My stomach dropped. “What are you talking about?”
He gave a broken laugh. “At first it was innocent. Questions like, how are you doing? Are you nervous about the wedding? Stuff like that. You said it was from your work phone, so I didn’t question the number. We’d known each other for years. I thought maybe you just wanted to talk.”
“I never—”
“I know.” His voice cracked. “I know that now. But back then… it felt real. Every night, that person sent voice messages. I listened to them over and over. Ashley, it was your voice. If I didn’t know better, I would still think it was you.
I loved Payton. I did. But I was scared.
I don’t know… wedding jitters, maybe. And you, or the version of you I thought I was talking to, you listened. ”
He swallowed hard, his hands trembling. “I said things I shouldn’t have.
That person said things back. It was emotional, not physical, but it was still wrong.
I made the biggest mistake of my life, Ashley.
And I realized it the second I saw Payton crumble at the wedding.
I tried to explain, but she never gave me the chance. ”
His voice broke completely. “And then she was gone.”
“You were always so confused. Like you had no idea what I was talking about. At first I thought you were ashamed, trying to hide it. But then I started second-guessing everything,” he said, dragging a hand through his hair.
“I showed the texts and voicemails to one of the IT guys at work. The messages came from a spoofing app. And he used some kind of voice analysis software.”
He let out a shaky breath. “The voice messages were fake. Synthetic.”
“Deepfake?” I breathed.
He nodded miserably. “AI. Someone cloned your voice. Most likely they used your old voicemail recordings, your social media videos, whatever they could find.”
“I want to hear them,” I whispered.
Thomas looked pained but unlocked his phone and held it out. The messages were lined up in a neat, horrifying row. When he pressed play, the voice that came out sounded exactly like mine. Same cadence, same breath, same everything, but the words were wrong. All wrong.
I sank down into a chair, the world spinning.
“That has to be illegal,” I said, my voice shaking. “To steal someone’s identity like that. To pretend to be me.”
Thomas rubbed both hands over his face, pacing a tight line across the room like he was trying to outrun his own guilt.
“We should go to the police,” I said suddenly, standing. “Now.”
He looked at me. “It’s Friday afternoon, Ashley. And I’m still drunk.” He laughed weakly, a hollow sound. “Monday. We’ll go Monday. I’ll pull the messages, the logs, everything. I promise.”
I stared at him for a long moment. He looked wrecked. A ghost of the man I remembered.
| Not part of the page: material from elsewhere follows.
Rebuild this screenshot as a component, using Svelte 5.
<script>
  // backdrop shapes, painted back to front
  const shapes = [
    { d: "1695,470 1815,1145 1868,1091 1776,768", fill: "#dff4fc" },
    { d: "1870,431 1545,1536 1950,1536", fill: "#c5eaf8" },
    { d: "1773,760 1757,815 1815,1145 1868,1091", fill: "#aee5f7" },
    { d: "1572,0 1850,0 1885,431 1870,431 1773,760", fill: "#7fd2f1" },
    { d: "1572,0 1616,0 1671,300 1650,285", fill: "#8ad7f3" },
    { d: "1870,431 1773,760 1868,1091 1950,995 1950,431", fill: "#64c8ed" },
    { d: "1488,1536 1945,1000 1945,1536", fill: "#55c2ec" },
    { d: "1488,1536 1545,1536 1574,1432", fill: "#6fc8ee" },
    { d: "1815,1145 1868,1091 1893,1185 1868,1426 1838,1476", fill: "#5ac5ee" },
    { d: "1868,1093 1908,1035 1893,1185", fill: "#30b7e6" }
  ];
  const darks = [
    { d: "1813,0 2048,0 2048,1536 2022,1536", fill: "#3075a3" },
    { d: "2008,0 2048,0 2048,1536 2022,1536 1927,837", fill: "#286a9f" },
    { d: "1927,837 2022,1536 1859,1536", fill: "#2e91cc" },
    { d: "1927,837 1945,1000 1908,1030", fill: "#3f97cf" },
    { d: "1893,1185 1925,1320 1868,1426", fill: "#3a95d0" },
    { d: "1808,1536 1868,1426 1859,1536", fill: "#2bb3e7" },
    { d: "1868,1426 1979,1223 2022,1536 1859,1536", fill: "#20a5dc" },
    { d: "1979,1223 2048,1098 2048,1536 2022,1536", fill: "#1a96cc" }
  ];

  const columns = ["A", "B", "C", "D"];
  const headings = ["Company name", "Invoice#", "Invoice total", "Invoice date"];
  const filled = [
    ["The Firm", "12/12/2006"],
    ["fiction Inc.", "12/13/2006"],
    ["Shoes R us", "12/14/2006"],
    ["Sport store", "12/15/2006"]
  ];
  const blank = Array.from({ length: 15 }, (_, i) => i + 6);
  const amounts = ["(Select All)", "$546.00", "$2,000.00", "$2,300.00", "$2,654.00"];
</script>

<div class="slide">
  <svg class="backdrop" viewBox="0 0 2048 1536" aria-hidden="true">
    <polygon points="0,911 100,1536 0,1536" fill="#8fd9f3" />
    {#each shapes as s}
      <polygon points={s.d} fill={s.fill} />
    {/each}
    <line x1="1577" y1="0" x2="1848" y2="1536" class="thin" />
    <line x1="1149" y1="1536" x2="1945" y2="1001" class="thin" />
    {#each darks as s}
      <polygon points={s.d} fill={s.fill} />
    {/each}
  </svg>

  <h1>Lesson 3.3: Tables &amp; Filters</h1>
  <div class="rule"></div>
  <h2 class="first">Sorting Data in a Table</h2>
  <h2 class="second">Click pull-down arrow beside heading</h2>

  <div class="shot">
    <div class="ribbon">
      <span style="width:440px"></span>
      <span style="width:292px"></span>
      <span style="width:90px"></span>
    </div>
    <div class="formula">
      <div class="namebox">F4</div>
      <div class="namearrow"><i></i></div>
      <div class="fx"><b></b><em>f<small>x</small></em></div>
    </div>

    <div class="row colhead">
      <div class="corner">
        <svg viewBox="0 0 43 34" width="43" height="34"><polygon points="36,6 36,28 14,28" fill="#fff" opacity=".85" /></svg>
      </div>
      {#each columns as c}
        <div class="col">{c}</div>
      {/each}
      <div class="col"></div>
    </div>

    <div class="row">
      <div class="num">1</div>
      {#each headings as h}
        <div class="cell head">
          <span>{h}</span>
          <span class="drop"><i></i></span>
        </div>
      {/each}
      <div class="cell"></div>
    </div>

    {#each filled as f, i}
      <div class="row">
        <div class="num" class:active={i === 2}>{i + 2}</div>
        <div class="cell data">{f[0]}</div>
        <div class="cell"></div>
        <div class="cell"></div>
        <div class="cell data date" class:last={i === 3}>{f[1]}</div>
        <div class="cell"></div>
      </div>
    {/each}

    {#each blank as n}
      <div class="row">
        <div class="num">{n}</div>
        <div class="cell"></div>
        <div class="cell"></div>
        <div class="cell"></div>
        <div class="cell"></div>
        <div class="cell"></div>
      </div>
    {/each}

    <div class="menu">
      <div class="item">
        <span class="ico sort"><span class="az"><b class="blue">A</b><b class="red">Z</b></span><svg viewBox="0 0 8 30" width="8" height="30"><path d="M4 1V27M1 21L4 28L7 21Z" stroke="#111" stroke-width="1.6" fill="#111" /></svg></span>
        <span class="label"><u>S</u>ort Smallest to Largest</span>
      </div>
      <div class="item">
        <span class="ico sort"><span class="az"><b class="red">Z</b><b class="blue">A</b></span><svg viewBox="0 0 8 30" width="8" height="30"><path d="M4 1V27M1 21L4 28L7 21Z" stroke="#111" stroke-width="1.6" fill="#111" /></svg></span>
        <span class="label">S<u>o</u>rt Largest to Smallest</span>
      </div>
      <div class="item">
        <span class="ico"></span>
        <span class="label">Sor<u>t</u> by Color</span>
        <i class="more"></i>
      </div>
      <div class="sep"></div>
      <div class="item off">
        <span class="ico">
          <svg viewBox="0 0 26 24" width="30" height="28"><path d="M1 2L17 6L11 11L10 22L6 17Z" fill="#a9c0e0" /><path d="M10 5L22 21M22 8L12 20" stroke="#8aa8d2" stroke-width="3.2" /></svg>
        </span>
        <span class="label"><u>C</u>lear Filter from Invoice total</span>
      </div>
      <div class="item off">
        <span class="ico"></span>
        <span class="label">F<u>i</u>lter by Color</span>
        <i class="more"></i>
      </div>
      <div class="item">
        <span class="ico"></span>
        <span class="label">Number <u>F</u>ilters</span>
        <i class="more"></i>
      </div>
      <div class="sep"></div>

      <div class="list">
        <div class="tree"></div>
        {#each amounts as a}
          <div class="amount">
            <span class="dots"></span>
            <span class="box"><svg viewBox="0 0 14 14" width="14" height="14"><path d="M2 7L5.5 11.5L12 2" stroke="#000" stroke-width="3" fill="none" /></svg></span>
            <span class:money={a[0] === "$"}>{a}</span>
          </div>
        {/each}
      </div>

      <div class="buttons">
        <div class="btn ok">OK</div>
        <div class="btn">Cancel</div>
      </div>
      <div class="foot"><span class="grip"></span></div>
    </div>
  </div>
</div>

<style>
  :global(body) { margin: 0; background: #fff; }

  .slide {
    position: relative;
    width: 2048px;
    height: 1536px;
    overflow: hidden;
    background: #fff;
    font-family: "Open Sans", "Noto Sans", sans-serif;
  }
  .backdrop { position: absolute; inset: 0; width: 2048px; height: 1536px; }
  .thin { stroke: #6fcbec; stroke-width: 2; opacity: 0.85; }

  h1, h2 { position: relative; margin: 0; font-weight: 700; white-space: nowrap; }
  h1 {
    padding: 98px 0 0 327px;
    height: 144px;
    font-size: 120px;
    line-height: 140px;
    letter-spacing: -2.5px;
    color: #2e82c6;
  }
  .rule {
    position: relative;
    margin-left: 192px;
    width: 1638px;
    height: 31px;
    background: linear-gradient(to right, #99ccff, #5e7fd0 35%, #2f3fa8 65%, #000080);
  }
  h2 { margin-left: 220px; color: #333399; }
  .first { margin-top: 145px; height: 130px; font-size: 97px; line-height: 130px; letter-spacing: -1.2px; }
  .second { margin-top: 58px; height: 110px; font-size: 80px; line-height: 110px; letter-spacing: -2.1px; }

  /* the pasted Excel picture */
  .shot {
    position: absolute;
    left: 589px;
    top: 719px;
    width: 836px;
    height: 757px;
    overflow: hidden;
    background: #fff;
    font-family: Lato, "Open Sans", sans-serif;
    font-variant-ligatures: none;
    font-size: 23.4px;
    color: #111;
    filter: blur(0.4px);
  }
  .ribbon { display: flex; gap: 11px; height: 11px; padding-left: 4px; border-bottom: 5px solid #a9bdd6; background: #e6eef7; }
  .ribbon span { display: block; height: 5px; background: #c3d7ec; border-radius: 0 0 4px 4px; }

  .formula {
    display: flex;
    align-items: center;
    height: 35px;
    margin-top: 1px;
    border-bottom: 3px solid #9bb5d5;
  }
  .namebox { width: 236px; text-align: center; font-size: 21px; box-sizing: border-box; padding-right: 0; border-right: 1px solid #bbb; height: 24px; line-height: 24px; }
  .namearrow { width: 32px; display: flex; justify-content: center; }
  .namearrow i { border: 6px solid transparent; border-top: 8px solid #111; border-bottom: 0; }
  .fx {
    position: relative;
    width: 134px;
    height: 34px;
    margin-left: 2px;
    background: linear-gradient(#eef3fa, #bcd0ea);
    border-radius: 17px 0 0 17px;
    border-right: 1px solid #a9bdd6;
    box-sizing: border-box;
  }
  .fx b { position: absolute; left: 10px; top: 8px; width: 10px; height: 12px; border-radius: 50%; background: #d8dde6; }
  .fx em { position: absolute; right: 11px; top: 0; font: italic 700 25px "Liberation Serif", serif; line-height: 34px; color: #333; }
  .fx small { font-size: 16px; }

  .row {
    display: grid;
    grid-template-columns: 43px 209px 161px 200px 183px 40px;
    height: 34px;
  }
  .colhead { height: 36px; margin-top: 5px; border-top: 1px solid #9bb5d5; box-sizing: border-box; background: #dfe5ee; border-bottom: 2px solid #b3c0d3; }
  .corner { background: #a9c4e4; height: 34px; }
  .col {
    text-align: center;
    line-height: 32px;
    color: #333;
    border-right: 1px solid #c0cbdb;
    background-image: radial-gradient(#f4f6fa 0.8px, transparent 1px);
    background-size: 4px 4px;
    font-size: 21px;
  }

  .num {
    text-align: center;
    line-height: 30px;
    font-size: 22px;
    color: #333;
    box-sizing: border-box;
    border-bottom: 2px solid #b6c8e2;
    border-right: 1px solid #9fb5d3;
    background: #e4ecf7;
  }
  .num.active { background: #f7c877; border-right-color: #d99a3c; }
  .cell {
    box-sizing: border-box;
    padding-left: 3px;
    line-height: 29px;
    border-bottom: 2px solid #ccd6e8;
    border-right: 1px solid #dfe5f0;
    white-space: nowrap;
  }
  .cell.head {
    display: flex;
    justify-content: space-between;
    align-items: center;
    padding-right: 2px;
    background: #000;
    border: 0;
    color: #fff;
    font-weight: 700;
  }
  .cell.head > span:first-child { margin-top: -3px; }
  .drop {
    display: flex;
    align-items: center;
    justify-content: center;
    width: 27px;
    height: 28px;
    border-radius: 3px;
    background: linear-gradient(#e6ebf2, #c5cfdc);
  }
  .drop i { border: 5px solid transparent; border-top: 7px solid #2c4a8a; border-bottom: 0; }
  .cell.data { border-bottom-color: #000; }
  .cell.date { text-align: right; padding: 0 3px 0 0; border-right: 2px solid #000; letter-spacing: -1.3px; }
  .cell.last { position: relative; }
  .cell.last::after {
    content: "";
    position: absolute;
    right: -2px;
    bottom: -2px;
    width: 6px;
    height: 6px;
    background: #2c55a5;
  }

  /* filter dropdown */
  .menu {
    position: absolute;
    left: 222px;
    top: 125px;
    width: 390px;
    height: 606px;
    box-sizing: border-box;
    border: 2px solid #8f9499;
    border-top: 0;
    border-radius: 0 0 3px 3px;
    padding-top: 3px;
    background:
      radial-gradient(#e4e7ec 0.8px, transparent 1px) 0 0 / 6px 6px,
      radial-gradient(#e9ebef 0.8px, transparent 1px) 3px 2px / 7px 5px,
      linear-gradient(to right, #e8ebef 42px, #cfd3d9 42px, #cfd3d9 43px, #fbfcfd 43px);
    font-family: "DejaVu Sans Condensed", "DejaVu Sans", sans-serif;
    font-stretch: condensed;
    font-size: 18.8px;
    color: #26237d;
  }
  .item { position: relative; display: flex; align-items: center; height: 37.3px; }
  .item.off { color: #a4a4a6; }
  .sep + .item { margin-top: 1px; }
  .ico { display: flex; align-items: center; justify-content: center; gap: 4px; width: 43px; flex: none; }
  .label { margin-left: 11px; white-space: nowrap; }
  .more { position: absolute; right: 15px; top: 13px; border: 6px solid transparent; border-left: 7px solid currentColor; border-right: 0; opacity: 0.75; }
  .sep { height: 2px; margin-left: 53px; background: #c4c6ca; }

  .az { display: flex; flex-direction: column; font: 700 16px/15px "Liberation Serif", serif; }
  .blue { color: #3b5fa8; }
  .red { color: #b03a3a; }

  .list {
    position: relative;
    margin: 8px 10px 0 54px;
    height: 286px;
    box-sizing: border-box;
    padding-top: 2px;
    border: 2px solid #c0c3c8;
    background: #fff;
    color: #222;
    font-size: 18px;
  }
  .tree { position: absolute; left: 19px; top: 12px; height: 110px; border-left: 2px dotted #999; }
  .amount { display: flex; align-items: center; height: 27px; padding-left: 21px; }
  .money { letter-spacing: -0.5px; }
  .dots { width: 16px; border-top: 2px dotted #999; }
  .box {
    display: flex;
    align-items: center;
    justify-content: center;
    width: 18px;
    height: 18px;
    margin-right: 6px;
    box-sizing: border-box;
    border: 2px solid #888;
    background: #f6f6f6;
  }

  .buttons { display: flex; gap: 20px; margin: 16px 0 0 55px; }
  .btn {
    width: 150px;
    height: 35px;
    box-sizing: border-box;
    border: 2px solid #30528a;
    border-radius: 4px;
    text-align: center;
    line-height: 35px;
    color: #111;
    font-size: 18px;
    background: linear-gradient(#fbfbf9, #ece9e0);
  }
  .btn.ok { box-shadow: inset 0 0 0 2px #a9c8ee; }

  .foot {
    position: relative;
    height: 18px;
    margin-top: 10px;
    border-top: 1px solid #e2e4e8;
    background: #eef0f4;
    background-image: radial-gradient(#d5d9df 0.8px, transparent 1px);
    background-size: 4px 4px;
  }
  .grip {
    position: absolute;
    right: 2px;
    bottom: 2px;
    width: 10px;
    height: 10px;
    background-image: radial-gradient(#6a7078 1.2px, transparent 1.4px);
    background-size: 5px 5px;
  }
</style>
“Fine,” I said quietly. “Monday.”
When I turned to leave, he stood and followed me to the door. Outside, the air was sharp, the sky heavy with clouds.
“I’m sorry,” he said again, voice breaking. “For all of it. I don’t expect you to forgive me, but I am so damn sorry.”
Something in his eyes, raw, human, broken, made me pause. I hesitated, then stepped forward and hugged him.
He stiffened, then clung to me, shaking.
“I hope you find a way to forgive yourself,” I murmured.
When I pulled back, he wiped his face and managed a small, watery smile. “You’re a better person than I deserve.”
I shook my head. “No. I just know what it’s like to lose everything.”
He nodded, watching as I walked toward my car.
What I didn’t see was a figure across the street, crouched low behind a parked sedan, their phone raised and pointed straight at us.
By the time I started the engine, the photos were already uploading.
A photo of me and Thomas outside his building, his hand gripping my arm, my head pressed against his shoulder.
I hugged him because he was crying. Because I pitied him.
But that didn’t matter.
Before the night was over, the internet had a brand-new story:
“Ashley Richards seen embracing Thomas Hale — her dead best friend’s fiancé.”
The comments came fast, vicious, and endless.
“Didn’t waste much time, huh? #Homewrecker”
“Disgusting.”
“Didn’t even wait until the body was cold.”
“Homewrecking witch.”
“No wonder Payton drove off that night.”
Nick had been tagged a dozen times. I stopped scrolling after a while. But the words burned behind my eyelids anyway.